Gonzalo Celio picks and packs strawberries between rain showers

GILROY
– In his 32 years of farming in the South Valley, only a few
times has Kip Brundage seen the weather wreak havoc on his hay
crops like it has this year.
GILROY – In his 32 years of farming in the South Valley, only a few times has Kip Brundage seen the weather wreak havoc on his hay crops like it has this year.

“I saw this in 1977 when it rained through the entire month of May,” said Brundage, the president of the South Santa Clara County Farm Bureau and owner of G&K Farms in Gilroy. “Five years ago it rained all the way until June.”

While farmers expect and hope for a nearly dry and warm April and May, last month more than 2.5 inches of rain fell in Gilroy and sporadic rains have continued into this month, causing all kinds of problems for fruit and vegetable growers all across the area.

“This is a disaster,” Brundage said. “We’re not like the Midwest and flooded, but at one point you might as well be. It’s not just hurting us a little, it’s hurting us a lot.”

Brundage said his hay fields need seven days of dry, warm weather to be harvested, but with rain falling almost every other day, the hay has started laying down as the heads become too saturated and heavy.

“The quality of the crops is decreasing, and any continuing of this weather would ruin them,” he said.

When asked if there was anything a farmer could do to alleviate the problem, the answer was simple.

“No.”

While Brundage can’t harvest his crop and slowly watches the quality of his product plummet, other farmers are seeing problems of their own. Lettuce growing in the fields has become moldy; wheat growers are losing as much as half of their crop; the sod business is down 40 percent, and farmers are unable to harvest grass; and stone fruits, like apricots or cherries, have suffered from a mild winter that made trees bloom sporadically and didn’t give the fruit time to set.

Strawberry farmers, like Tim Chiala, may be suffering the worst out of everyone, reporting their lowest yields in years.

“Instead of picking 200 to 300 boxes per day, were doing 100 boxes two or three times a week,” said Chiala, who has 17-acres of his George Chiala Farms in Morgan Hill used for growing strawberries and also grows garlic, corn and bell peppers. “There’s not much you can do, you can’t cultivate, you can’t spray for insects.”

Not only are the yields low, but the strawberries get marked up from the rain and can mold if there is too much water.

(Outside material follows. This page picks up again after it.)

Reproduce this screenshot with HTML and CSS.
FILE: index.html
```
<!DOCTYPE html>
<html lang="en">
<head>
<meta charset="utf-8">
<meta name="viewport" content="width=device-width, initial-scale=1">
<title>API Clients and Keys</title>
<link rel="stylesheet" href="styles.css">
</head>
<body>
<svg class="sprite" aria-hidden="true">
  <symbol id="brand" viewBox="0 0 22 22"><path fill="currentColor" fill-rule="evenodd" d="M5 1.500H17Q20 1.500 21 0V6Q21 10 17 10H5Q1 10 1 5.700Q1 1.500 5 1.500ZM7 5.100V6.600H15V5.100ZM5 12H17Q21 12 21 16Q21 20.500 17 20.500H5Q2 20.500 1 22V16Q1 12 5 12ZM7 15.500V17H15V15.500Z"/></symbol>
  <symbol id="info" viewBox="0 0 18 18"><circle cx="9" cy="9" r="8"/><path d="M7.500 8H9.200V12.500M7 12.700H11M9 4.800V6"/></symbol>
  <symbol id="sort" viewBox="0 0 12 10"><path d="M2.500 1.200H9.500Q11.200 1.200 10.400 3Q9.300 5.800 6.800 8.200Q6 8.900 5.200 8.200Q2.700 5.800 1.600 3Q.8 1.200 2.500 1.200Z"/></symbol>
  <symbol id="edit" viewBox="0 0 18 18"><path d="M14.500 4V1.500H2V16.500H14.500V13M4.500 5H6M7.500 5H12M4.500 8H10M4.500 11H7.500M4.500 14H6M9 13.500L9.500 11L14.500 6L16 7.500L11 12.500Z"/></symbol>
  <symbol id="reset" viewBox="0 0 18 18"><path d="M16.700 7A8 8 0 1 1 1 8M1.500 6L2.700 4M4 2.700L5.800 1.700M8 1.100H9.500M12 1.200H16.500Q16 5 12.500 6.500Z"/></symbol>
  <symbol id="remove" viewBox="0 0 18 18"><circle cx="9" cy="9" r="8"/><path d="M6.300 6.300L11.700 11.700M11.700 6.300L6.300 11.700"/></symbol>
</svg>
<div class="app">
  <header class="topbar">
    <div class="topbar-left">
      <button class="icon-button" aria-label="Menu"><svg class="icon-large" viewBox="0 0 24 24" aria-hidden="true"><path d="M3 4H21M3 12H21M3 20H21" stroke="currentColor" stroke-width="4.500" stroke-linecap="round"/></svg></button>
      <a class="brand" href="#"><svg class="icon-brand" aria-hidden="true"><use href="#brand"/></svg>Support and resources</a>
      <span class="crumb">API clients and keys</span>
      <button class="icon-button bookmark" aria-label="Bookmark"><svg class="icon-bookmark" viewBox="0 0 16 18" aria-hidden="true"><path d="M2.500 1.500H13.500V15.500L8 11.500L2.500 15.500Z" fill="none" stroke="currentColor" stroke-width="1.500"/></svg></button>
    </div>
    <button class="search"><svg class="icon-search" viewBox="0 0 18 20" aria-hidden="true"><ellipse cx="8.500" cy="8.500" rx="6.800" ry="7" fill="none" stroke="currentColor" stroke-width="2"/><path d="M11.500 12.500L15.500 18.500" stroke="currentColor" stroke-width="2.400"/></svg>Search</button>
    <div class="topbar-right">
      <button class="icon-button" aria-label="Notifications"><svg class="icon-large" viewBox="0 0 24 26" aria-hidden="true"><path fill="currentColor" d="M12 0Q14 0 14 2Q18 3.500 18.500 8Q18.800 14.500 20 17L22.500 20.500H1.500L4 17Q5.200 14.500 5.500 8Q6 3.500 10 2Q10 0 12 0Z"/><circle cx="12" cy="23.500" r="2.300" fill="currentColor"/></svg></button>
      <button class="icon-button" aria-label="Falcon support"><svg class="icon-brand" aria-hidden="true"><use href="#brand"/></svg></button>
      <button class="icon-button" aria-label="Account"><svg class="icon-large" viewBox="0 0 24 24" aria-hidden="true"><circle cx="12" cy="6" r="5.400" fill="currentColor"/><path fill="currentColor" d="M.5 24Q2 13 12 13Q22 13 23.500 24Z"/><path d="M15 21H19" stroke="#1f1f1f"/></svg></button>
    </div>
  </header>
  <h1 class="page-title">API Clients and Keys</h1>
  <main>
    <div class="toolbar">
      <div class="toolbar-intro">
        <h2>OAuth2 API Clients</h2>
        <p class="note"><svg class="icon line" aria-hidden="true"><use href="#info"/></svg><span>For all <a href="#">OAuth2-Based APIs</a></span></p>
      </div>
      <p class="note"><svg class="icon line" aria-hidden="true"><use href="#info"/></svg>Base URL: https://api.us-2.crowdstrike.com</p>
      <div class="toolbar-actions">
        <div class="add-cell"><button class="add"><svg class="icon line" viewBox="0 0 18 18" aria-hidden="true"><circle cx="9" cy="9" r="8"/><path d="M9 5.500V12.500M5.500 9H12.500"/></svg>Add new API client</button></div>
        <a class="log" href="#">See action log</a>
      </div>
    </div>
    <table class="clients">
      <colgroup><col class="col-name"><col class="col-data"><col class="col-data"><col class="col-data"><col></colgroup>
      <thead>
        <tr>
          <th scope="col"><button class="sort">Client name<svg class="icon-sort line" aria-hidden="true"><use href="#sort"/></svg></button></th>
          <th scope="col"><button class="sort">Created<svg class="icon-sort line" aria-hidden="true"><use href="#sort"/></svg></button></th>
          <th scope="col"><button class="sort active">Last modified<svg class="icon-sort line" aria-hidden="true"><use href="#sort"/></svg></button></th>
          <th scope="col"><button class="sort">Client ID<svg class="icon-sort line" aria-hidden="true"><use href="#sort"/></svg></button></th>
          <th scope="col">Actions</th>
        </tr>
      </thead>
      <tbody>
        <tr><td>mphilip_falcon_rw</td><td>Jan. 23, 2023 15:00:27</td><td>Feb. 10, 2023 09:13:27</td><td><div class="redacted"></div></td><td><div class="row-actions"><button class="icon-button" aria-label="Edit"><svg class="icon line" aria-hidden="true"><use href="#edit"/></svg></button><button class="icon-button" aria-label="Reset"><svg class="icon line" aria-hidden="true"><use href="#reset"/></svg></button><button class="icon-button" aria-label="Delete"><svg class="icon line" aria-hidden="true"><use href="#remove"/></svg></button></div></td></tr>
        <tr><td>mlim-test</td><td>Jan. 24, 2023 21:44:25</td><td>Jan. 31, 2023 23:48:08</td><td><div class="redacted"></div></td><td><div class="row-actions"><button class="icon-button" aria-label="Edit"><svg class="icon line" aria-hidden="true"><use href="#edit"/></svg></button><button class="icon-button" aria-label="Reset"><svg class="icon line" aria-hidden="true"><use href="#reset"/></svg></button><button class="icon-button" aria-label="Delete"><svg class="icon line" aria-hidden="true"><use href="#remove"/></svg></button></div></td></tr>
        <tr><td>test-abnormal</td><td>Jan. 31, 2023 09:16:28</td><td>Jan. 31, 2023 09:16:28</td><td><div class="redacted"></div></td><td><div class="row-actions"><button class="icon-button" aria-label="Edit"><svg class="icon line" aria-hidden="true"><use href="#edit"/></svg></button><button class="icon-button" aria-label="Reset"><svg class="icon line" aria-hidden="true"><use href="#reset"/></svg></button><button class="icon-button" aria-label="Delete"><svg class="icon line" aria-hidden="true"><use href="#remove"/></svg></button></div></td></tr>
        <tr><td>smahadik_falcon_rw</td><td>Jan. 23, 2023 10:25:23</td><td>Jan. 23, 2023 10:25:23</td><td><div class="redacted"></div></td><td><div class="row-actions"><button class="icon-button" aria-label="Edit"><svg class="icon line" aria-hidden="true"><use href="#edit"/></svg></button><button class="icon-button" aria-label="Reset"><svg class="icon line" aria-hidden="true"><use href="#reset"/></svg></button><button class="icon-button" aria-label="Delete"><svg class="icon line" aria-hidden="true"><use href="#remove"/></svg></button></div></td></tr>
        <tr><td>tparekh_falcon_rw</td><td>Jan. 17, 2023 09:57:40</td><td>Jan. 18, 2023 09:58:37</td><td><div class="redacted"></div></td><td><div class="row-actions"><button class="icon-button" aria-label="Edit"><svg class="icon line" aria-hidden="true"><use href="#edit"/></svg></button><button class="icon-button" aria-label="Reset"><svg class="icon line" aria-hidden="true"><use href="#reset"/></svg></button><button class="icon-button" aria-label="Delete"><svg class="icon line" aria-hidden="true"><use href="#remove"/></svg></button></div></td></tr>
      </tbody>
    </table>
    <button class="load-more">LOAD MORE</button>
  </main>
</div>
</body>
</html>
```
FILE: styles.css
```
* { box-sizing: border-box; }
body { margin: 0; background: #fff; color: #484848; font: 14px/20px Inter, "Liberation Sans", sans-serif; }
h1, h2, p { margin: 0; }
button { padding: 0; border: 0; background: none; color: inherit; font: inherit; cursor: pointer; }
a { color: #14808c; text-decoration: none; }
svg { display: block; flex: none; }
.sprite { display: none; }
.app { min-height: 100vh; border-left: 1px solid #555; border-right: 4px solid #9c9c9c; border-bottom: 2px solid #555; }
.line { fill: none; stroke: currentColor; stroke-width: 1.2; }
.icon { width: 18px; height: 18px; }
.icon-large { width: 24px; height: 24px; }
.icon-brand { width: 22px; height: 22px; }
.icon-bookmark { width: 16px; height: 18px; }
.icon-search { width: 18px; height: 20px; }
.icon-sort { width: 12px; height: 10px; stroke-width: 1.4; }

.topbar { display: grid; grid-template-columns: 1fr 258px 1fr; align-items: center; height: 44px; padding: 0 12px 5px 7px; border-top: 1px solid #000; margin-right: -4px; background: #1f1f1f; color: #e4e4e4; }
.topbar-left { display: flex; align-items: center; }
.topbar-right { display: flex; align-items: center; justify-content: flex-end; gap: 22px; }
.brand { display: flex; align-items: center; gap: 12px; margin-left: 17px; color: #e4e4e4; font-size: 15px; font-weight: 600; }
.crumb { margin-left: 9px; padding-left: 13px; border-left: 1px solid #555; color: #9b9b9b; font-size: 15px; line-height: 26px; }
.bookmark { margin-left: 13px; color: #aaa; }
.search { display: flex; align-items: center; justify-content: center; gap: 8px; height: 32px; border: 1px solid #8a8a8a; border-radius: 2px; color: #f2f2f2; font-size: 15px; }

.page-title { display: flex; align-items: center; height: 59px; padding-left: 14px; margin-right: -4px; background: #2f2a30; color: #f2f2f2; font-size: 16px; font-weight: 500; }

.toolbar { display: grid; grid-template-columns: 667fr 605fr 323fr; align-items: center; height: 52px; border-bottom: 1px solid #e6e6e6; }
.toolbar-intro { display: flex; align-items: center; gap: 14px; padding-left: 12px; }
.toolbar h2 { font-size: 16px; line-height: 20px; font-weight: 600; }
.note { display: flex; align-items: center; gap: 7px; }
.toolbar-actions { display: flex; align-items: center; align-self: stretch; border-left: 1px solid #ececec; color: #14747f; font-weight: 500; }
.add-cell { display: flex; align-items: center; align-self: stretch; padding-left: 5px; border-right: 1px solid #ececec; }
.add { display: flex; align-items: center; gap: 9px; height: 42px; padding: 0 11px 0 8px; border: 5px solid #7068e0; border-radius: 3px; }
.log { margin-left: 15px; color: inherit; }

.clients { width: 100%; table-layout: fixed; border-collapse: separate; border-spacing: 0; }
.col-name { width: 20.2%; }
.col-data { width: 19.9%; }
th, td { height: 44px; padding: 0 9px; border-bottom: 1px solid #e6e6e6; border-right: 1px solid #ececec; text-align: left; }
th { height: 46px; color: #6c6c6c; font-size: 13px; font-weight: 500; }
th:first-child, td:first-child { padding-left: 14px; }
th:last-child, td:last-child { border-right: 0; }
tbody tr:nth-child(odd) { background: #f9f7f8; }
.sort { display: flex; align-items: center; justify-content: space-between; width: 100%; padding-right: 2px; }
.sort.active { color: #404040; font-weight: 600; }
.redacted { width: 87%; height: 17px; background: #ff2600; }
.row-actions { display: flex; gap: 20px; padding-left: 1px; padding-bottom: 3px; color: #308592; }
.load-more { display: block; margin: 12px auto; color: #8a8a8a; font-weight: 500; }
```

Chiala said he invests $5,000 to $10,000 per acre on strawberries, but will probably be coming up negative on his return.

“It’s not up to you,” he said. “You just hope it gets sunny, and you hope some wind picks up to dry it out after it rains.”

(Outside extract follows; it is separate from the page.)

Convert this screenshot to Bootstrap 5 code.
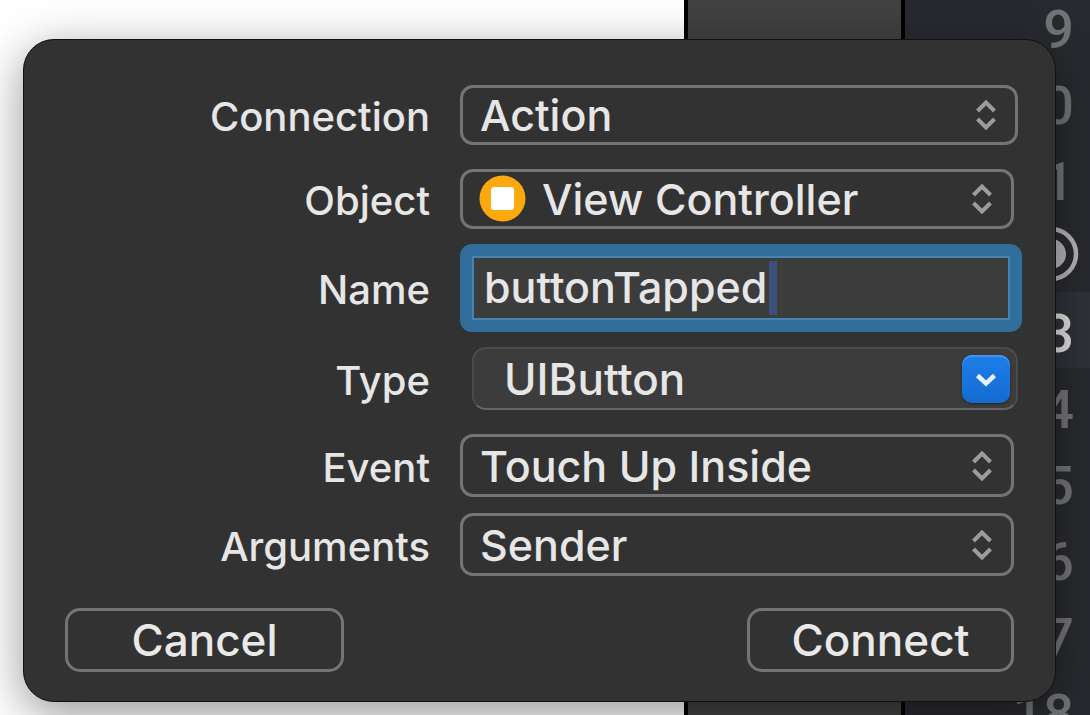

Brundage and several other area farmers continue to wait by their fax machines or make phone calls each morning to get a weather report from meteorologists like Terry Snow, who works out of San Miguel.

Unfortunately, those weather reports haven’t been good news for the last few months and isn’t going to get better in the new future. According to Snow, the rains, although dropping in intensity, could go on for another month or more.

“There’s a blocking high pressure center over British Columbia that is splitting the jet stream in half,” Snow explained. “It should be focused over Oregon and Washington, but instead it is going over you guys. … And it will probably last all the way into mid-June.”

The below-average temperatures also have affected Don Hordness’ mushrooms. Although he grows them indoors at Del Fresh Mushrooms in Morgan Hill, Hordness said that he uses heating or air conditioning as a way to control humidity, usually cooling 70-degree air at this time of year to a better growing temperature of 63 degrees. But with temperatures in the low 60s, Hordness can’t use air conditioning to suck the water out of the air, which can lead to bacteria growing on the mushrooms.

“It’s harder for us to dry out our product,” Hordness said. “There are natural bacterias in the air. When the conditions are right, they grow much faster and that becomes a problem.”

The weather also has affected summer crops. Brundage said he heard that one farmer had 7 million corn transplants that he wasn’t able to get into the ground because of the conditions.

“These guys need to be harvesting by the beginning of July, but they missed it,” Brundage said. “It’s like the flower growers missing Mother’s Day, or the department stores missing Christmas. Our crops are popular at certain times.”

While that doesn’t necessarily mean that people in the South Valley won’t be able to have corn on the cob for their Fourth of July barbecues, it does mean there’s a better chance that it, and other fruits and vegetables, won’t be home-grown.

“What it means for the consumer is they just import it out of Mexico,” Brundage said. “They still get the product, but they don’t get the quality.

“It has helped with not needing to do irrigation, but we need the water in a timely manner. If we could see a light at the end of the tunnel, it wouldn’t be so bad,” Brundage said. “But we don’t see any light.”